## Start RAW DATA

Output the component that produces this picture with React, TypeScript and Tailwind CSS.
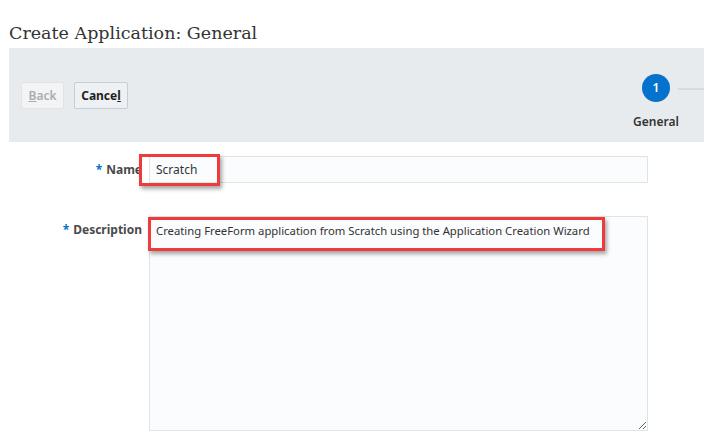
export default function App() {
  return (
    <div className="w-[704px] h-[440px] overflow-hidden bg-white font-['Noto_Sans',sans-serif] text-[#333]">
      <div className="pl-[9px] pt-[20px] h-[48px]">
        <h1 className="font-['DejaVu_Serif',serif] text-[17.5px] leading-[26px] text-[#333]">
          Create Application: General
        </h1>
      </div>

      {/* train bar */}
      <div className="ml-[9px] h-[94px] bg-[#e8ebed] flex items-start">
        <div className="flex gap-[10px] pl-[12px] pt-[34px]">
          <button className="w-[43px] h-[27px] rounded-[2px] border border-[#dfe4e7] bg-[#f2f4f5] text-[12px] font-semibold text-[#a8adb0]">
            <span className="underline">B</span>ack
          </button>
          <button className="w-[54px] h-[27px] rounded-[2px] border border-[#c4ced7] bg-[#eef1f3] text-[12px] font-bold text-[#1f1f1f]">
            Cance<span className="underline">l</span>
          </button>
        </div>
        <div className="ml-auto flex flex-col items-center pt-[26px] w-[44px]">
          <div className="w-[28px] h-[28px] rounded-full bg-[#0572ce] text-white text-[12px] font-semibold flex items-center justify-center">
            1
          </div>
          <div className="mt-[13px] text-[12px] font-semibold text-[#333] leading-[14px]">General</div>
        </div>
        <div className="w-[26px] h-[2px] bg-[#d6dadc] mt-[40px]" />
      </div>

      {/* form */}
      <div className="pt-[14px]">
        <div className="flex items-center h-[27px]">
          <label className="w-[142px] text-right text-[12px] font-bold text-[#4a4a4a]">
            <span className="text-[#0572ce] mr-[4px]">*</span>Name
          </label>
          <div className="relative ml-[7px]">
            <input
              readOnly
              value="Scratch"
              className="w-[499px] h-[27px] border border-[#dfe4e7] bg-[#fbfcfd] px-[6px] text-[12px] text-[#333] outline-none"
            />
            <div className="absolute left-[-10px] top-[-2px] w-[81px] h-[32px] border-[3px] border-[#ee3b3b] shadow-[2px_3px_4px_rgba(0,0,0,0.35)]" />
          </div>
        </div>

        <div className="flex items-start mt-[33px]">
          <label className="w-[142px] text-right text-[12px] font-bold text-[#4a4a4a] pt-[5px]">
            <span className="text-[#0572ce] mr-[4px]">*</span>Description
          </label>
          <div className="relative ml-[7px]">
            <textarea
              readOnly
              value="Creating FreeForm application from Scratch using the Application Creation Wizard"
              className="block w-[499px] h-[215px] border border-[#dfe4e7] bg-[#fbfcfd] px-[6px] pt-[6px] text-[11.3px] leading-[16px] text-[#333] outline-none resize"
            />
            <div className="absolute left-[-1px] top-[1px] w-[457px] h-[34px] border-[3px] border-[#ee3b3b] shadow-[2px_3px_4px_rgba(0,0,0,0.35)]" />
          </div>
        </div>
      </div>
    </div>
  );
}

## End RAW DATA

Strip out the pictures and quote the remaining data word for word.

Output the component that produces this picture with React, TypeScript and Tailwind CSS.
export default function App() {
  return (
    <div className="w-[704px] h-[440px] overflow-hidden bg-white font-['Noto_Sans',sans-serif] text-[#333]">
      <div className="pl-[9px] pt-[20px] h-[48px]">
        <h1 className="font-['DejaVu_Serif',serif] text-[17.5px] leading-[26px] text-[#333]">
          Create Application: General
        </h1>
      </div>

      {/* train bar */}
      <div className="ml-[9px] h-[94px] bg-[#e8ebed] flex items-start">
        <div className="flex gap-[10px] pl-[12px] pt-[34px]">
          <button className="w-[43px] h-[27px] rounded-[2px] border border-[#dfe4e7] bg-[#f2f4f5] text-[12px] font-semibold text-[#a8adb0]">
            <span className="underline">B</span>ack
          </button>
          <button className="w-[54px] h-[27px] rounded-[2px] border border-[#c4ced7] bg-[#eef1f3] text-[12px] font-bold text-[#1f1f1f]">
            Cance<span className="underline">l</span>
          </button>
        </div>
        <div className="ml-auto flex flex-col items-center pt-[26px] w-[44px]">
          <div className="w-[28px] h-[28px] rounded-full bg-[#0572ce] text-white text-[12px] font-semibold flex items-center justify-center">
            1
          </div>
          <div className="mt-[13px] text-[12px] font-semibold text-[#333] leading-[14px]">General</div>
        </div>
        <div className="w-[26px] h-[2px] bg-[#d6dadc] mt-[40px]" />
      </div>

      {/* form */}
      <div className="pt-[14px]">
        <div className="flex items-center h-[27px]">
          <label className="w-[142px] text-right text-[12px] font-bold text-[#4a4a4a]">
            <span className="text-[#0572ce] mr-[4px]">*</span>Name
          </label>
          <div className="relative ml-[7px]">
            <input
              readOnly
              value="Scratch"
              className="w-[499px] h-[27px] border border-[#dfe4e7] bg-[#fbfcfd] px-[6px] text-[12px] text-[#333] outline-none"
            />
            <div className="absolute left-[-10px] top-[-2px] w-[81px] h-[32px] border-[3px] border-[#ee3b3b] shadow-[2px_3px_4px_rgba(0,0,0,0.35)]" />
          </div>
        </div>

        <div className="flex items-start mt-[33px]">
          <label className="w-[142px] text-right text-[12px] font-bold text-[#4a4a4a] pt-[5px]">
            <span className="text-[#0572ce] mr-[4px]">*</span>Description
          </label>
          <div className="relative ml-[7px]">
            <textarea
              readOnly
              value="Creating FreeForm application from Scratch using the Application Creation Wizard"
              className="block w-[499px] h-[215px] border border-[#dfe4e7] bg-[#fbfcfd] px-[6px] pt-[6px] text-[11.3px] leading-[16px] text-[#333] outline-none resize"
            />
            <div className="absolute left-[-1px] top-[1px] w-[457px] h-[34px] border-[3px] border-[#ee3b3b] shadow-[2px_3px_4px_rgba(0,0,0,0.35)]" />
          </div>
        </div>
      </div>
    </div>
  );
}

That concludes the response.